====== Data block

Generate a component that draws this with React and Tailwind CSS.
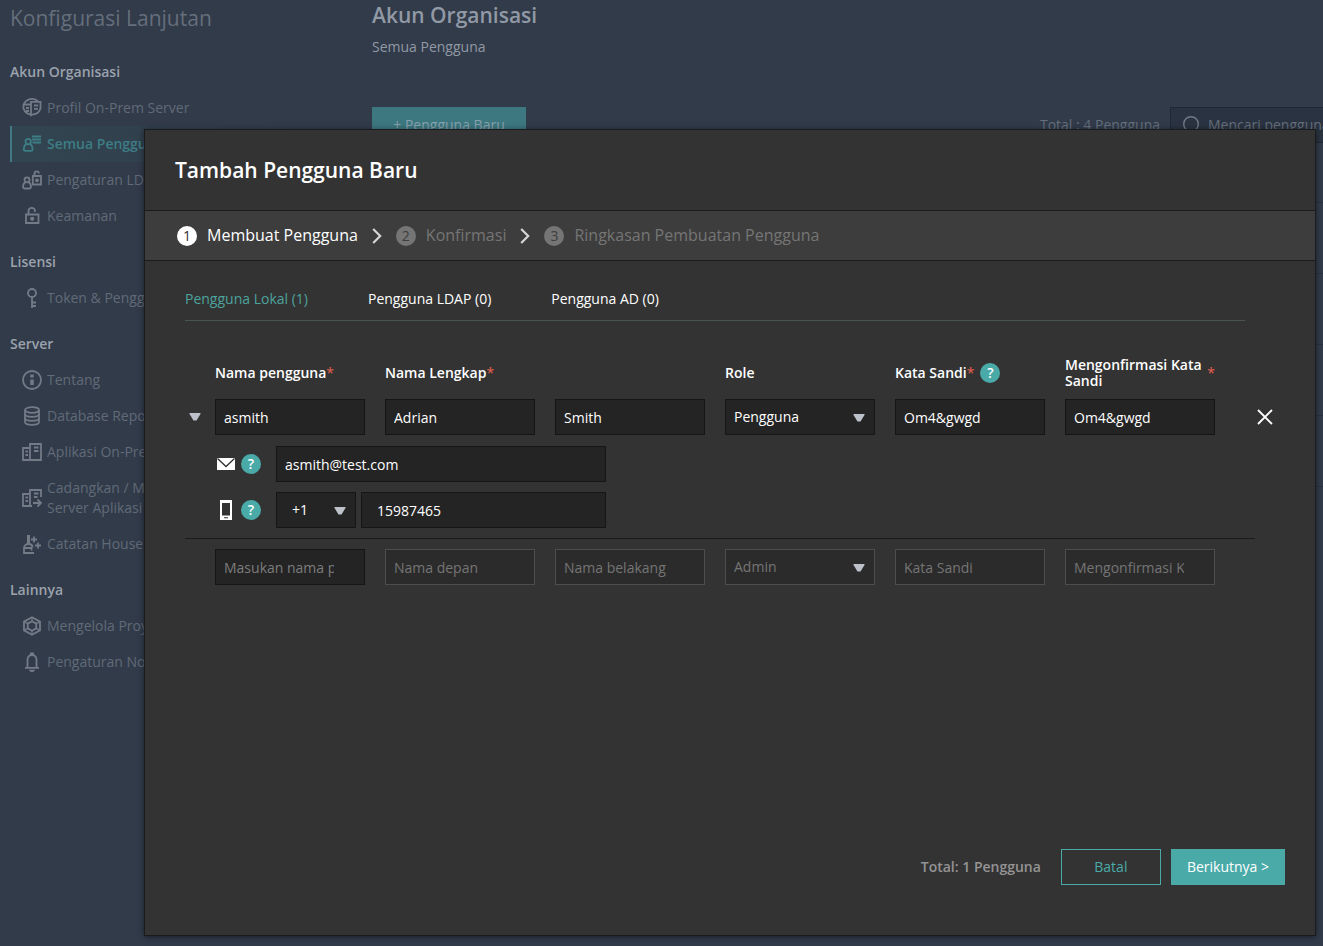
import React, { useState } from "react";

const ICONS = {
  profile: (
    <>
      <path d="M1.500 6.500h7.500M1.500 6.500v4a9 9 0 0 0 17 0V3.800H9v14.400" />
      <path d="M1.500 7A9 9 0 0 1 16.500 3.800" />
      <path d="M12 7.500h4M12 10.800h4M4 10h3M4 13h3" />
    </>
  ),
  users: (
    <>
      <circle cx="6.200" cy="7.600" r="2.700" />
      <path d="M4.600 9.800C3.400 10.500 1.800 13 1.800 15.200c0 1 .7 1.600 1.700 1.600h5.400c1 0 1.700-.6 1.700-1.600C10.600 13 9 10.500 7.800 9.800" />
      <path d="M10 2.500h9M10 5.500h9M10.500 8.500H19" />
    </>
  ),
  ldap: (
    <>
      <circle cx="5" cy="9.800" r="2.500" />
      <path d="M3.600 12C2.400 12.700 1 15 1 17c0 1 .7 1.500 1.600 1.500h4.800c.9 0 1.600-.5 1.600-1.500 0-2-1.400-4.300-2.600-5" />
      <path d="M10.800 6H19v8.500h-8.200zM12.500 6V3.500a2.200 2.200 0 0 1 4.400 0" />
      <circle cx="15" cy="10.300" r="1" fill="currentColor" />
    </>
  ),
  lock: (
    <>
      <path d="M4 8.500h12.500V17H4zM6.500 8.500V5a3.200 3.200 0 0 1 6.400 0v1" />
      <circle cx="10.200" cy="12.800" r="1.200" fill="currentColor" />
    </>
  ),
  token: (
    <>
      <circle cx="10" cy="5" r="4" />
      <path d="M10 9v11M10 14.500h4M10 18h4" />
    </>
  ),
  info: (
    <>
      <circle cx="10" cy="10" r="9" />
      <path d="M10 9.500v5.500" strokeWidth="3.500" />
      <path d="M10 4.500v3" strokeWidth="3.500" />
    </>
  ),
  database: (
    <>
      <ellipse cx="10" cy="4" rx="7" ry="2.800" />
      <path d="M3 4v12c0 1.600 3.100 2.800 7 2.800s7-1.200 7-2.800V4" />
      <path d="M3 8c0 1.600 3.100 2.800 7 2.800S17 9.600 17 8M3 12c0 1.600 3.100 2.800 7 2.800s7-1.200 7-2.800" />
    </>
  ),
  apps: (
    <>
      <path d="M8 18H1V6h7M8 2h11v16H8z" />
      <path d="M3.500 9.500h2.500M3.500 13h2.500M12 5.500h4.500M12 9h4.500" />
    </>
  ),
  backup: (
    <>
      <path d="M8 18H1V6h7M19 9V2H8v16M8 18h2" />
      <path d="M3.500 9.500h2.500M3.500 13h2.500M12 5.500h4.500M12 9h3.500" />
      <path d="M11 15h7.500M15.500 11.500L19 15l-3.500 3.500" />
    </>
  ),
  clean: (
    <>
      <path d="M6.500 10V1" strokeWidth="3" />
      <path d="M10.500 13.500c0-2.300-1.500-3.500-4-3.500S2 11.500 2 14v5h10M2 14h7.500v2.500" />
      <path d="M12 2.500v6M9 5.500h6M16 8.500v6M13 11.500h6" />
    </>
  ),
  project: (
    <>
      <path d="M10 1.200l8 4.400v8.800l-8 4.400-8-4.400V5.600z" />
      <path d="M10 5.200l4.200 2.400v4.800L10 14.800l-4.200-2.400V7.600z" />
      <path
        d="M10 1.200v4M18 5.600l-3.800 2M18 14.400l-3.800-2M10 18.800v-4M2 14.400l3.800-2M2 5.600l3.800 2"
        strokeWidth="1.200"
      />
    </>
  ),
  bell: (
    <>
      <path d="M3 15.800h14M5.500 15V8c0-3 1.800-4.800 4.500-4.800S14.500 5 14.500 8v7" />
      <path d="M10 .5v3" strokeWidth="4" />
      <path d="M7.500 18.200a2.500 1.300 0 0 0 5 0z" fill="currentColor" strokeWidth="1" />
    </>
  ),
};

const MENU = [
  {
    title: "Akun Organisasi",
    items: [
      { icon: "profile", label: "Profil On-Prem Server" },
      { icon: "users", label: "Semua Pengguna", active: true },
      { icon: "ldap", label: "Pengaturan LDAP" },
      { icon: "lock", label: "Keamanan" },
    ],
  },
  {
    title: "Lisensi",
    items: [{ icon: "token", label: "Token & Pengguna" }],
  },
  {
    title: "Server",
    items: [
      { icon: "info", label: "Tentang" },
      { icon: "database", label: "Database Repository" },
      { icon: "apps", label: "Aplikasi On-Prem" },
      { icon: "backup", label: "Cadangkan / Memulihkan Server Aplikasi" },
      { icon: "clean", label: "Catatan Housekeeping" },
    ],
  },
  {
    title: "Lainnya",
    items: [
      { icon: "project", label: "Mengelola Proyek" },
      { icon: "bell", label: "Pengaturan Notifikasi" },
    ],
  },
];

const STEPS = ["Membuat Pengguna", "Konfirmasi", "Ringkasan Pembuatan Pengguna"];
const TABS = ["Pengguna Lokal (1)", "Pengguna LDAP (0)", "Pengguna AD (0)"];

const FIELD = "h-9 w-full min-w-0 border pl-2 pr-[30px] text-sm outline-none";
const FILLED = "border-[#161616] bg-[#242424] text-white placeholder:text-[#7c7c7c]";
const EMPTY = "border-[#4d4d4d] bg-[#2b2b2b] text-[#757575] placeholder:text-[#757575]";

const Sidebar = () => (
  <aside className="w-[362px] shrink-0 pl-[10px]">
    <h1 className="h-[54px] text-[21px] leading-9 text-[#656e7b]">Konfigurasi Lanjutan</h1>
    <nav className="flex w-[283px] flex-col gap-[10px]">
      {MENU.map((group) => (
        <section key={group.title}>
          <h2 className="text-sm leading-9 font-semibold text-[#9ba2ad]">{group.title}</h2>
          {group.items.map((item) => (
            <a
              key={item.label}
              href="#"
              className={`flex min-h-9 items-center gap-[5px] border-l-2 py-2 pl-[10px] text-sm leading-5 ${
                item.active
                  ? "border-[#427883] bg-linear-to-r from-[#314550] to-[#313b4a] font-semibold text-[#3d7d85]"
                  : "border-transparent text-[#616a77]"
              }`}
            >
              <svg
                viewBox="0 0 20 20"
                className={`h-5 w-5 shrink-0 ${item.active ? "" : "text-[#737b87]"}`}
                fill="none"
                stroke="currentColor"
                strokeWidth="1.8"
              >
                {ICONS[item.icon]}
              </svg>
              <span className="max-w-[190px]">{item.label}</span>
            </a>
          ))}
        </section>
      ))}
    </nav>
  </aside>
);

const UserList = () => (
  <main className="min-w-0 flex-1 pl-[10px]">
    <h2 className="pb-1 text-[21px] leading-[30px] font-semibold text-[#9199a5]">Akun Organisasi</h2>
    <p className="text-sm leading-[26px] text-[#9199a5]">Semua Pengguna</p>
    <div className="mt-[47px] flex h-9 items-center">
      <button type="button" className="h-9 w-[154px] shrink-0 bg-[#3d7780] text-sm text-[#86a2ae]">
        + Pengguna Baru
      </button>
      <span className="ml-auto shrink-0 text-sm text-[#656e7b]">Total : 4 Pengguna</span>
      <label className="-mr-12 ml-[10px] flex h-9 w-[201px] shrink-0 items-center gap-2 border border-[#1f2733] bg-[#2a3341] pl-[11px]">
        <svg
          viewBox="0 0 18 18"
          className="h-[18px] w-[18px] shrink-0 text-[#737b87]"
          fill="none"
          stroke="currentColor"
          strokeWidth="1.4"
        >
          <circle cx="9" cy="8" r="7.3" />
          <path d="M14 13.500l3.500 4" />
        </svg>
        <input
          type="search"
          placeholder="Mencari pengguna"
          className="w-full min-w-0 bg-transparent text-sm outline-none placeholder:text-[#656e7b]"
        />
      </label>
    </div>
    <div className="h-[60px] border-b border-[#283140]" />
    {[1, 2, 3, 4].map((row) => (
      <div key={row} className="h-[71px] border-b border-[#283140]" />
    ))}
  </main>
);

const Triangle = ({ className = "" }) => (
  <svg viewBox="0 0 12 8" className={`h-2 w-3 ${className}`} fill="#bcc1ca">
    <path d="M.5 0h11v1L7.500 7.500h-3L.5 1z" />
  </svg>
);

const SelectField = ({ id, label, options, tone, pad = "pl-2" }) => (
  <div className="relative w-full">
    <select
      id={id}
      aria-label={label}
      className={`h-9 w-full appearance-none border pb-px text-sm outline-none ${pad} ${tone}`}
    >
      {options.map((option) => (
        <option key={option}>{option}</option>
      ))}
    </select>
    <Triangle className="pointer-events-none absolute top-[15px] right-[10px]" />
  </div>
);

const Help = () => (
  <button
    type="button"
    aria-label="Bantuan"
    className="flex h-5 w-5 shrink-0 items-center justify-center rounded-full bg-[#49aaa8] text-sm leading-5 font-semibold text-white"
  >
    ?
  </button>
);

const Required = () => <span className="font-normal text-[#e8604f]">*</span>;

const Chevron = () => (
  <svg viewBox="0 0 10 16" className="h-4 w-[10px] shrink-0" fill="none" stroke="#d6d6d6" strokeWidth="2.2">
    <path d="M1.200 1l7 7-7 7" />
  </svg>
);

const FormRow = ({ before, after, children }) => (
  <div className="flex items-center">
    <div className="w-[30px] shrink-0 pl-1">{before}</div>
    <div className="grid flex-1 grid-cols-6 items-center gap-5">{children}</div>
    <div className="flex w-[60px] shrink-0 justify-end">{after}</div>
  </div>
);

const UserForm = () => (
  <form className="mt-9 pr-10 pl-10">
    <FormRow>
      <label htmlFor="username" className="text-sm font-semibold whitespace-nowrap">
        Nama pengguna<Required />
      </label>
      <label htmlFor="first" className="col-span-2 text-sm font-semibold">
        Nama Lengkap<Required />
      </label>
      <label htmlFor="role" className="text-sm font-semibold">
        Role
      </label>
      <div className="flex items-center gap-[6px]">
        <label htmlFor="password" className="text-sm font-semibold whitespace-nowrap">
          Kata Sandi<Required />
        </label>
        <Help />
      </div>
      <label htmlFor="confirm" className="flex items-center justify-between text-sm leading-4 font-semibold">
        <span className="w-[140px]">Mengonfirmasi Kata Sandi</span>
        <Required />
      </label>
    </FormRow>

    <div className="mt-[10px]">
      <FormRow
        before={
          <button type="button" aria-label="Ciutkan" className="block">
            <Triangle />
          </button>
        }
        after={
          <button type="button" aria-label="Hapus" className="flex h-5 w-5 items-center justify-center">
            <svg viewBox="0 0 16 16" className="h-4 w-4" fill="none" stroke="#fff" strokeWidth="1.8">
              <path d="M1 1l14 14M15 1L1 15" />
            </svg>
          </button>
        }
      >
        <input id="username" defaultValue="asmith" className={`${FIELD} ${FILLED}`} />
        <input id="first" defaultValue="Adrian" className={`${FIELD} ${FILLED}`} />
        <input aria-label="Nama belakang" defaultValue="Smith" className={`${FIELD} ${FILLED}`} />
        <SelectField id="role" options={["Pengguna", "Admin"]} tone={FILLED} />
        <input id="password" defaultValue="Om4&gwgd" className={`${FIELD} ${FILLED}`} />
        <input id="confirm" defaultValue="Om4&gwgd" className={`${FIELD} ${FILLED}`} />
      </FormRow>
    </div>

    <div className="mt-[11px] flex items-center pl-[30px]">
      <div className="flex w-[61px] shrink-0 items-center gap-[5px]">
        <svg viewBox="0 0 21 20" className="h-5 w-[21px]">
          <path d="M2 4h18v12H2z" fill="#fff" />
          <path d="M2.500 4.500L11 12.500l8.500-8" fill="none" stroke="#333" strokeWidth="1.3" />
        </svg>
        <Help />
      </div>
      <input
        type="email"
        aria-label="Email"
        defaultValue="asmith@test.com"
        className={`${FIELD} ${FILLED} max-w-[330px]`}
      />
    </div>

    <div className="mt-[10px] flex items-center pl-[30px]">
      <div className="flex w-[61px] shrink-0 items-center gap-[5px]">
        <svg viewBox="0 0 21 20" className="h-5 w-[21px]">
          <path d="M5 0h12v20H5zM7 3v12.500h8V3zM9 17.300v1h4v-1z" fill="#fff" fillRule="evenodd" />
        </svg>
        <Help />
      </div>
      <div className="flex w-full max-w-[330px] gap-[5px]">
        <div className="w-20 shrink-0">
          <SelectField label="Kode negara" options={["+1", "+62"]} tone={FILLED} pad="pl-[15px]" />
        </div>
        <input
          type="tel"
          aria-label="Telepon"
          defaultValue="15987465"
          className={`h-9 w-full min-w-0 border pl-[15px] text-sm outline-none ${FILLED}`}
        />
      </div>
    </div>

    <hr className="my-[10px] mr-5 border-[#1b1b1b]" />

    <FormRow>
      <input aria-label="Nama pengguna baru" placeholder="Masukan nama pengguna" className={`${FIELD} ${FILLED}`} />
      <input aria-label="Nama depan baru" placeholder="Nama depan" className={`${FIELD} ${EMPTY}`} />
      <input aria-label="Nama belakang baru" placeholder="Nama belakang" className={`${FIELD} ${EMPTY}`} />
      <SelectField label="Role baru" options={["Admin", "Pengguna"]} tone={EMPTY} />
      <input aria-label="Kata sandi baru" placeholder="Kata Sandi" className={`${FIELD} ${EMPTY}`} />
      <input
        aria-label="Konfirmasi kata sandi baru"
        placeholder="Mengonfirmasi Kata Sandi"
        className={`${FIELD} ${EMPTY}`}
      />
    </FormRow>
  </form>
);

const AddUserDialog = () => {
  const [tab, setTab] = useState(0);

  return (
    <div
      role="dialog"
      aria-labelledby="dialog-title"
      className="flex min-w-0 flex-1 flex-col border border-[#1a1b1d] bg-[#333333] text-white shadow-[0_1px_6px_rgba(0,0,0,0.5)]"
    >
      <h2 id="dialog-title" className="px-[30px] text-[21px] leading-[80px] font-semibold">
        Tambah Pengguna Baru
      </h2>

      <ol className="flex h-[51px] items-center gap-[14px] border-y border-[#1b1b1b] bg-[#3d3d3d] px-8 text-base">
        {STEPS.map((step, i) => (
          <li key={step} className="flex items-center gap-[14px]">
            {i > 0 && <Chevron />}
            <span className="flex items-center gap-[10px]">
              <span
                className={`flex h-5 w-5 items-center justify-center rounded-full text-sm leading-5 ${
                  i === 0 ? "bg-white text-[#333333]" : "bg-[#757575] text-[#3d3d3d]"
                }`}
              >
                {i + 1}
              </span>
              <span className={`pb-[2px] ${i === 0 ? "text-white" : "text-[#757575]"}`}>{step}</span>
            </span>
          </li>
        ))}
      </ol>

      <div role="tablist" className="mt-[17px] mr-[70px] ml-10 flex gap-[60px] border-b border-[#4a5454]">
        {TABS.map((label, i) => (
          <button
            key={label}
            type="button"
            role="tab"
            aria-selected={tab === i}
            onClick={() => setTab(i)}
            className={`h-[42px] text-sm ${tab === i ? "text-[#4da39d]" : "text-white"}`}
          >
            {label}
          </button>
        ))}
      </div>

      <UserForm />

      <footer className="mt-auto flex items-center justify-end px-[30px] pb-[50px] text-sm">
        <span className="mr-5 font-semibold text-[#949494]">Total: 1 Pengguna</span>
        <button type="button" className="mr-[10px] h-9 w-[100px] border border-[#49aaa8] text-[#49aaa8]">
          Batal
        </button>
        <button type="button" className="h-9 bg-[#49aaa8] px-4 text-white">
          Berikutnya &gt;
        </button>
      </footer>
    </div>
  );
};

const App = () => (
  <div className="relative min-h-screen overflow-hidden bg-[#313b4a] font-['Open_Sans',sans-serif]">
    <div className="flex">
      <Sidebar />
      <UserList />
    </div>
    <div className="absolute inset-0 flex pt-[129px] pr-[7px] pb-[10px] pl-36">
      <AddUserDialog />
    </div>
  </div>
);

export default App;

============

■ **Problem description**
All lines that include "React" are to be gathered and copied.

■ **Exercise response**
Generate a component that draws this with React and Tailwind CSS.
import React, { useState } from "react";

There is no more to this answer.